Reading, I have to confess that I think I have migrated through all of these individual stances at various points. Early in my career, having spent some years working at an edtech consulting company, I was much more in the charismatic camp although never entirely comfortable. There is always a nagging skepticism in me I find impossible to shake. I will chalk that up to my incessantly curious nature and having some exceptional teachers in my life. Yet, if I look closely, while I have swung between charismatic and skeptical, leaning increasingly toward the latter, I have spent most of my time on the middle tinkering path for better or worse.

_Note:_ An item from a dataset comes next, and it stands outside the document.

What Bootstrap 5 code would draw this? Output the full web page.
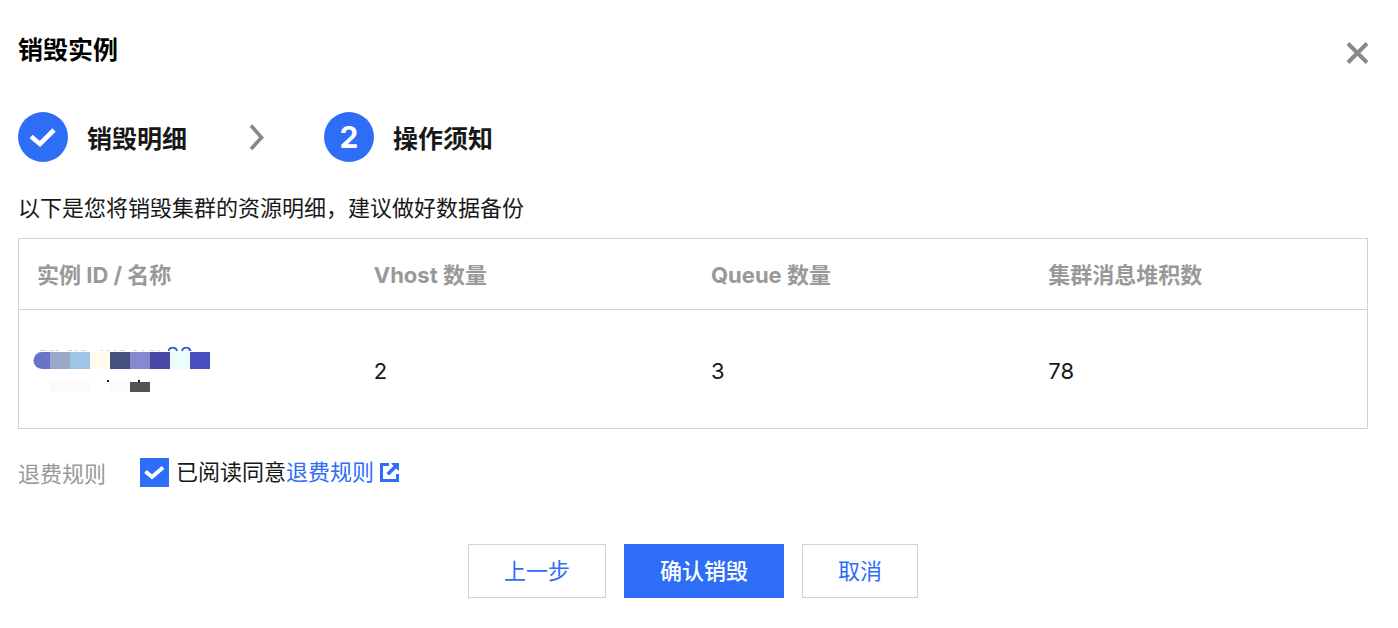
<!DOCTYPE html>
<html lang="zh-CN">
<head>
<meta charset="utf-8">
<meta name="viewport" content="width=device-width, initial-scale=1">
<title>销毁实例</title>
<link href="https://cdn.jsdelivr.net/npm/bootstrap@5.3.0/dist/css/bootstrap.min.css" rel="stylesheet">
<style>
  :root { --brand: #2e6ef7; --line: #cfd2dc; --muted: #999; }
  body { font-family: Inter, "Noto Sans CJK SC", sans-serif; font-size: 22px; line-height: 32px; color: #181818; background: #fff; }
  .dialog-body { padding: 32px 30px 30px 18px; }
  .dialog-title { font-size: 25px; line-height: 36px; font-weight: 700; color: #000; }
  .close-btn { width: 22px; height: 22px; margin-top: 10px; }
  .steps { margin-top: 44px; gap: 60px; font-size: 25px; line-height: 36px; font-weight: 700; }
  .step-item { gap: 19px; }
  .step-dot { width: 50px; height: 50px; background: var(--brand); color: #fff; font-size: 30px; }
  .step-label { padding-top: 4px; }
  .intro { margin: 30px 0 14px; }
  .detail-table { table-layout: fixed; border: 1px solid var(--line); font-size: 22px; }
  .detail-table th { color: var(--muted); font-weight: 700; padding: 20px 18px 18px; border-bottom: 1px solid var(--line); }
  .detail-table td { height: 119px; padding: 3px 18px 0; vertical-align: middle; }
  .detail-table td:first-child { padding-left: 14px; }
  .rule-row { margin-top: 27px; gap: 34px; }
  .rule-name { color: var(--muted); line-height: 36px; }
  .agree-box.form-check-input { width: 29px; height: 29px; margin: 0 7px 0 0; border: 0; border-radius: 0; }
  .agree-box.form-check-input:checked { background-color: var(--brand); background-size: 29px 29px; background-image: url("data:image/svg+xml,%3Csvg xmlns='http://www.w3.org/2000/svg' viewBox='0 0 29 29'%3E%3Cpath d='M5.500 13.500L12 19 23 9.500' fill='none' stroke='white' stroke-width='3.800'/%3E%3C/svg%3E"); }
  .rule-link { color: var(--brand); gap: 6px; }
  .actions { margin-top: 52px; gap: 18px; }
  .act-btn { --bs-btn-padding-x: 35px; --bs-btn-padding-y: 10px; --bs-btn-font-size: 22px; --bs-btn-line-height: 32px; --bs-btn-border-radius: 0;
    --bs-btn-color: var(--brand); --bs-btn-bg: #fff; --bs-btn-border-color: var(--line); --bs-btn-hover-color: var(--brand); --bs-btn-hover-border-color: var(--brand); }
  .act-main { --bs-btn-color: #fff; --bs-btn-bg: var(--brand); --bs-btn-border-color: var(--brand); --bs-btn-hover-color: #fff; --bs-btn-hover-bg: var(--brand); font-weight: 500; }
</style>
</head>
<body>
<main class="dialog-body">
  <header class="d-flex justify-content-between align-items-start">
    <h1 class="dialog-title mb-0">销毁实例</h1>
    <button type="button" class="close-btn btn border-0 p-0 d-flex" aria-label="关闭">
      <svg width="22" height="22" viewBox="0 0 22 22" aria-hidden="true"><path d="M2 1.500l19 19M21 1.500l-19 19" stroke="#888" stroke-width="4"/></svg>
    </button>
  </header>

  <ol class="steps list-unstyled d-flex align-items-center mb-0">
    <li class="step-item d-flex align-items-center">
      <span class="step-dot rounded-circle d-flex align-items-center justify-content-center">
        <svg width="50" height="50" viewBox="0 0 50 50" aria-hidden="true"><path d="M13 24.500l9 7.500L36 18" fill="none" stroke="#fff" stroke-width="4.600"/></svg>
      </span>
      <span class="step-label">销毁明细</span>
    </li>
    <li class="d-flex" aria-hidden="true">
      <svg width="17" height="26" viewBox="0 0 17 26"><path d="M4 1.500L14.500 13.500 4 25" fill="none" stroke="#888" stroke-width="3.600"/></svg>
    </li>
    <li class="step-item d-flex align-items-center" aria-current="step">
      <span class="step-dot rounded-circle d-flex align-items-center justify-content-center">2</span>
      <span class="step-label">操作须知</span>
    </li>
  </ol>

  <p class="intro">以下是您将销毁集群的资源明细，建议做好数据备份</p>

  <table class="detail-table w-100">
    <thead>
      <tr><th scope="col">实例 ID / 名称</th><th scope="col">Vhost 数量</th><th scope="col">Queue 数量</th><th scope="col">集群消息堆积数</th></tr>
    </thead>
    <tbody>
      <tr>
        <td>
          <svg class="d-block" width="178" height="48" viewBox="0 0 178 48" role="img" aria-label="已隐藏的实例">
            <path d="M7 3.500h6m4 0h4m2 0h3m9 0h4m3 0h3m3 0h5m15 0h2m3 0h3m5 0h2m4 0h5m8 0h4m5 0h2m6 0h4m3 0h3m27 0h5" stroke="#c3d1f5" fill="none"/>
            <path d="M135.500 4c1-4.500 7.500-4.500 8.500 0M149 4c1-4.500 7.500-4.500 8.500 0" stroke="#2657dc" stroke-width="1.800" fill="none"/>
            <path d="M17 5H9a8.500 8.500 0 0 0 0 17h8z" fill="#6b72ca"/>
            <path d="M17 5h20v17H17z" fill="#9baac8"/>
            <path d="M37 5h20v17H37z" fill="#9dc5e6"/>
            <path d="M57 5h20v17H57z" fill="#fffcee"/>
            <path d="M77 5h20v17H77z" fill="#44517e"/>
            <path d="M97 5h20v17H97z" fill="#8789ce"/>
            <path d="M117 5h20v17h-20z" fill="#4a49a6"/>
            <path d="M137 5h20v17h-20z" fill="#ecfdff"/>
            <path d="M157 5h20v17h-20z" fill="#4850bf"/>
            <path d="M17 35h40v10H17zM77 35h20v10H77z" fill="#fbfbfb"/>
            <path d="M97 35h20v10H97z" fill="#535353"/>
            <path d="M74 33h2v2h-2zM105 33h2v2h-2z" fill="#181818"/>
          </svg>
        </td>
        <td>2</td><td>3</td><td>78</td>
      </tr>
    </tbody>
  </table>

  <div class="rule-row d-flex align-items-start">
    <span class="rule-name">退费规则</span>
    <div class="d-flex align-items-center">
      <input class="agree-box form-check-input" type="checkbox" id="agree" checked>
      <label for="agree">已阅读同意</label>
      <a class="rule-link d-flex align-items-center text-decoration-none" href="#rules">退费规则
        <svg width="19" height="19" viewBox="0 0 19 19" aria-hidden="true"><path d="M9 0H0v19h19v-8h-3v5H3V3h6z" fill="currentColor"/><path d="M11 0h8v8l-3-2.500-7 7L6.500 10l7-7z" fill="currentColor"/></svg>
      </a>
    </div>
  </div>

  <div class="actions d-flex justify-content-center">
    <button type="button" class="btn act-btn">上一步</button>
    <button type="button" class="btn act-btn act-main">确认销毁</button>
    <button type="button" class="btn act-btn">取消</button>
  </div>
</main>
<script src="https://cdn.jsdelivr.net/npm/bootstrap@5.3.0/dist/js/bootstrap.bundle.min.js"></script>
</body>
</html>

What Reich does exceptionally well in this piece is offer an explanation and some background to how these stances have played out, at least at the higher ed level. I would suggest that it is pretty similar at the K12 level too. What needs to be remembered above all is that most new technology is rarely as revolutionary as we think in the near term, as research and experience proves “most teachers used [computers and digital tools] to extend existing practices.” The pandemic has seen an expansion of the proliferation of those digital tools to be sure and made skepticism more challenging but we definitely need to maintain it if we have any hope of deeply understanding the consequences and potential regulatory changes required on the horizon.

8 Strategies to Improve Participation in Your Virtual Classroom – Edutopia – Emelina Minero (4-minute read)

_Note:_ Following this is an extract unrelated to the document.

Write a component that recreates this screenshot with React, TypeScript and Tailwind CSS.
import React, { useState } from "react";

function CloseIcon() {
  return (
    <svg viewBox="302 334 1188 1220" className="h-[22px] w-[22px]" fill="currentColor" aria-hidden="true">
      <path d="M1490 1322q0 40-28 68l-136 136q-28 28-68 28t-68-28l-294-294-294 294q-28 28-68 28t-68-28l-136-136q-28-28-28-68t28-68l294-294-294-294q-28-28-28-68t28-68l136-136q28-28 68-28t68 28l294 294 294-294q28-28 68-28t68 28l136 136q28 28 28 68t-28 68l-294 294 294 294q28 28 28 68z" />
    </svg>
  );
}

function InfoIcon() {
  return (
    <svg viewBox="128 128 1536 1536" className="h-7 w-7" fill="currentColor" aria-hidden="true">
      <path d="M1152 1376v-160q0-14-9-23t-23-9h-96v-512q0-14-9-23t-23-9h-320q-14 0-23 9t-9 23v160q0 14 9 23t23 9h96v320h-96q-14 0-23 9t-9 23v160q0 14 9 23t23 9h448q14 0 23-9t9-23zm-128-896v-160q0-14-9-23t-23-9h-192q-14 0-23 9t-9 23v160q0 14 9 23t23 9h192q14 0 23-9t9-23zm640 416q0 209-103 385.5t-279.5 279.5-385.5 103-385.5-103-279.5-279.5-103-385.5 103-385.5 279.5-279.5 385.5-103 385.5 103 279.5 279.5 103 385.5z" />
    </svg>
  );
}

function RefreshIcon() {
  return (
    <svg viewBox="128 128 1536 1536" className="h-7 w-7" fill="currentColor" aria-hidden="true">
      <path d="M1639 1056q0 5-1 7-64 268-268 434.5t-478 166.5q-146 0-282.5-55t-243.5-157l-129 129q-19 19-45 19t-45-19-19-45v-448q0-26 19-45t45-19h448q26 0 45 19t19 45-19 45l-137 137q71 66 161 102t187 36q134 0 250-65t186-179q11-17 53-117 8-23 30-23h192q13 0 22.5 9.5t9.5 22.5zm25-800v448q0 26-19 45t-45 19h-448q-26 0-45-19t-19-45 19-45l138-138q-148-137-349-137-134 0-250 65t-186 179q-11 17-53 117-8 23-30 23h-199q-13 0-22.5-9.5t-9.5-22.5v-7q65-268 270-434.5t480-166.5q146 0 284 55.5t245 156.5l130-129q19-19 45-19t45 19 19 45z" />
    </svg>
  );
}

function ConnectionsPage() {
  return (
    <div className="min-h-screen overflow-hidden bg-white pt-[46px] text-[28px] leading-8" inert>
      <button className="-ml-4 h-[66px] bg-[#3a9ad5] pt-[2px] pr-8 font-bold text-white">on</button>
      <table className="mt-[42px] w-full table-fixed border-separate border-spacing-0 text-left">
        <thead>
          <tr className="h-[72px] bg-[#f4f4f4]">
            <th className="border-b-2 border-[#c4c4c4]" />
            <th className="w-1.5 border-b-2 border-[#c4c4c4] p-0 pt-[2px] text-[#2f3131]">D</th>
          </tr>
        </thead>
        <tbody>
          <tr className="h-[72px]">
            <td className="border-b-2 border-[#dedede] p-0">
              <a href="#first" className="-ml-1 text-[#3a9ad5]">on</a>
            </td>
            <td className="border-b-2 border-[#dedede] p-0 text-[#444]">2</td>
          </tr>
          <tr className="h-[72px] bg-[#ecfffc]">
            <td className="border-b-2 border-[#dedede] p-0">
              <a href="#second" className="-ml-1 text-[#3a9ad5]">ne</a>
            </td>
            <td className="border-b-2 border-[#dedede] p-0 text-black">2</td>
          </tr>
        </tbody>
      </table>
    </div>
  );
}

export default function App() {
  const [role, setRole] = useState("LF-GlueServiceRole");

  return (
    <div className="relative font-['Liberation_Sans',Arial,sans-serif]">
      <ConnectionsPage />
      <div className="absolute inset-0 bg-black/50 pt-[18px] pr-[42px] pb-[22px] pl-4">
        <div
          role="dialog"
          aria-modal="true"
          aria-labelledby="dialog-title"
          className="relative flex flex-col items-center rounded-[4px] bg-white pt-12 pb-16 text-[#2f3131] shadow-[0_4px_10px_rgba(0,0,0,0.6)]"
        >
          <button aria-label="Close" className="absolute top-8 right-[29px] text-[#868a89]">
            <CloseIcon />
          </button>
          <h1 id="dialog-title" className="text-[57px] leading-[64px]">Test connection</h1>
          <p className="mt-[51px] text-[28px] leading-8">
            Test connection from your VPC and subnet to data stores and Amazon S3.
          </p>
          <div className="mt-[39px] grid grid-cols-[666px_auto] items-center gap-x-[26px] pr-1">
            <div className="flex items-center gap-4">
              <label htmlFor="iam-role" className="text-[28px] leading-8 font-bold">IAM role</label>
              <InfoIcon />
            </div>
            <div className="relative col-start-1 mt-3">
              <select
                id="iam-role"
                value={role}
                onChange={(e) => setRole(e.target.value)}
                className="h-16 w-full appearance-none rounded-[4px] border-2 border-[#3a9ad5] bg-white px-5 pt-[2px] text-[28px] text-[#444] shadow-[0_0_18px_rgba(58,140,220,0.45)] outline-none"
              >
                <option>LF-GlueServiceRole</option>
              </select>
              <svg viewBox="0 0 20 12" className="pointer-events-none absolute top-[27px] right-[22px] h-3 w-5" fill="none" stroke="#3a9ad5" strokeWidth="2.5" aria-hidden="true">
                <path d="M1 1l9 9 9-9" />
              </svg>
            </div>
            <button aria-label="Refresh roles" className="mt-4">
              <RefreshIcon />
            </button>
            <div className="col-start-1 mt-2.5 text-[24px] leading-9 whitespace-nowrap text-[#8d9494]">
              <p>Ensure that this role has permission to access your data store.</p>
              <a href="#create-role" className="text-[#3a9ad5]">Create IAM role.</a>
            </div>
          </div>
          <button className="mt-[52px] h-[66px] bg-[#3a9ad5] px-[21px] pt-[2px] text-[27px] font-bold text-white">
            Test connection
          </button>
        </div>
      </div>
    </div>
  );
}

As more of our instructional time has been moved online, whether working in remote or some kind of hybrid model, there are definite adjustments that need to be made. Having been lucky enough to teach in an online, asynchronous environment for ten years and a bespoke hybrid model for nearly the same amount of time, as well as the traditional face-to-face environment, I have learned a number of things through those experiences. Contrary to prevailing opinion, I do not see learning online versus face-to-face in some quality battle of what is better for students, at least at the secondary level and beyond. They are simply different modes and students both benefit and suffer in each, depending on a variety of factors.

What this Edutopia article does pretty successfully is show how some typical instructional strategies that work in a face-to-face environment can be modified to work in an online one. Rarely does anything move between the environments without some warranted modification. Again, the environments are just different. Separating the strategies into synchronous and asynchronous delivery is also a nice touch.

I can personally attest to using at least three of these eight before ever seeing the article. Number two, “using chat to check for understanding” is an easy thing that anyone can do in a formative way, especially if you are unable to see all online students at once. While I have not done number four, “adapting think-pair-share to Zoom,” in exactly the same way, I regularly try to remind colleagues that working synchronously can revolve around a live document, not just a videoconference. I have seen colleagues use number six, “online forums create back-and-forth dialogue” exceptionally well in face-to-face environments for years. This year I adapted a simple check-in form that I use in all my classes (remote, hybrid, whatever) to help me address attendance issues but also as a kind of one-to-one back channel between students and me which has already proven incredibly useful. Plus, as an English teacher using writing to connect and reflect, even as a precursor to speaking is kind of bread-and-butter teaching move. Hopefully, these are useful or at least open some possibilities that can be easy to miss in all the madness.